I wonder if someone might have some prior experience to the following issue.
Any advice would be greatly appreciated.
I am constructing a very large web app that will house a lot data.
The data is pulled in from partner services via RPC.
To streamline the data, it is automaticly put into its relevant database table enabling more accurate searches.
My concern is for the future as the data increases.
My current thought process is to have a server acting a controller routing requests through to a different server holding the requested data. Something like a 1 to many relationship.
As data is added to the database its put (in a relevant way) in to a server on a rotational basis.
This is what i am leaning towards.
Data is brought in and processed over time in to server 1.
Then it is replicated on server 2 for usage.
This doesnt make much sense to me, but could be the caffeine.
I would really appreciate any ideas, debates or approaches that others have used.
to be honest, i'm not a big fan of the idea of replication. anything that's not done "in real time" seems like it has the potential for causing problems (objects not being found when they should be, for example). you should think about clustering your database servers. this typically involves providing a shared file system for multiple servers to use.

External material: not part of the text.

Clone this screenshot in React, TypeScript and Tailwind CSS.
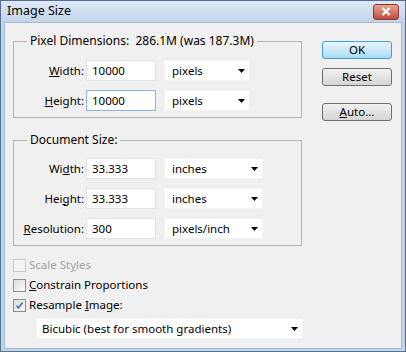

Clustering is a High Availability solution, not a Scalability solution.
Replication works fine for very large applications, including those distributed over geographically distinct areas.
None of us know enough about your application to give a thorough answer. What do you mean by "a lot" of data? A server to act as an index for other servers (a you describe) can be implemented, but is probably not necessary, or even a good idea.
First of all, thanks to all that replied.
Let me see if I can be more descriptive.
We are working with a large organization that sells millions of products retail.
They range over 300 different categories.
What I have done sofar is to create tables for each category.
Products can easily be browsed by category and I have written
a details SQL query that enables a custom search to be performed on categories that relate to the search query.
My concern is that If we are starting off with millions of products, where will we be in a year. 1 billion?
In that case can the database handle this amount of data and more also can it serve user requests if the site is going to be as active as we suspect it will be.
We are running on ubuntu server Dedicated server
Intel Quad Core Xeon 2.13GHz
Any ideas, oppinions, pointers in the right direction are welcome and appreciated.
A million unique items? Wow. A well thought out schema and appropriate indexing is going to be key. That said, the amount of data isn't the issue, it's the amount of transactions. How many write operations (Inserts, Updates, Deletes) do you expect per hour or minute? That's the question you need to answer first. And how much data (in MB or GB) growth and change will you have over a defined period of time.
For a highly volatile OLTP system, that server isn't going to be able to handle it. Plus, I assume you will have other things besides the POS running on it (nightly jobs, lookups etc.), besides hitting it from the back end with your data imports.
Is this an upgrade to an existing system or a brand new app?
If it's an upgrade, measuring the current transaction volume and growth trends will help you determine your hardware needs. If it's a new application, you'll need to make some educated guesses. Scaling out can be done at a later date if necessary, but you'll need to have an idea well before it becomes necessary.
What database platform are you going to use? If MSSQL or Oracle, replication is pretty easy and dependable.
If you're planning something that big you're going to need some robust management tools and a highly scalable platform. I agree that the server isn't going to be able to handle it.
BTW, Microsoft has a Web Edition of SQL Server 2008. it's marketed as a scalable low cost option. (E.g., Can be 32 cores for an 8 core server, @$3K/processor). It has some capabilities that other providers either don't or charge more for: spatial data, native XML, integrated with Visual Studio, lots of reporting features.